At the ground level, the company is looking to provide technology to convert waste biomass into value-added products in small to medium-sized renewable energy plants, biomass refineries. The whole system is a closed loop with low emissions and hot water as the only waste, according to the company's account executive, Tom Leslie.
The biomass wastes (manure) or raw biomass (wood fibre, agricultural residues) are converted into three fuel types: liquid bio oil, solid biochar and synthesis gas (mix of combustible gases).
Right now, it's in the stage of finessing this technology and gaining interested clientele so as to start gaining revenue by next year.
"We're pre-revenue, we're just building relationships and refining the biomass refinery," Ericsson, a current PhD student, said.
Diacarbon started as simply a research company to investigate the effects of biochar in the soil, but the group recognized the need for commercial scale pyrolysis technology. It then obtained the exclusive North American licence for a portable system.
"We then entered the Commercialization of Agricultural Technology competition hosted by the B.C. Innovation Council, and was awarded a $10,000 voucher to prepare a business plan," the website states. "We have since completed assembly of a 1.3-ton/hour biomass refinery and are eager to begin production of carbon neutral fuels and biochar soil amendments from biomass waste."

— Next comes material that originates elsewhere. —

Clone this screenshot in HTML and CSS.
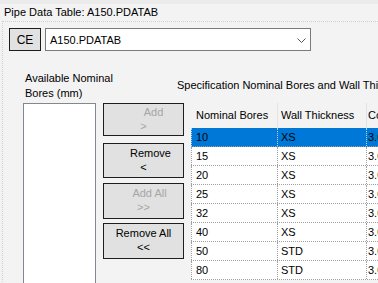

In April, Diacarbon was awarded $37,000 from the BCIT commercialization fund, part of the school's commercialization assistance program.
It went towards the construction of the company's second generation biomass conversion system.
"We're really excited about (this technology)," Ericsson noted. "There's a real benefit to using this type of energy. . Biochar is a great impact on the soil. It makes soil healthier."
BCIC-New Ventures is one of North America's biggest technology business idea competitions, and right now Diacarbon is in the top 25 out of the hundreds of original applicants.
There are a wide range of industries that apply, such as cleantech, digital media, information technology and more. First prize is $130,000, second is $70,000 and third is $40,000. There are also two prizes for agricultural technologies ($30,000 and $20,000).
"It feels really great," Ericsson said about being in the top 25. "It's been an honour each round."
Diacarbon is the only Burnaby company in the top 25, alongside the others from Vancouver, Victoria, Kelowna, Coquitlam, Langley, Richmond and Port Moody.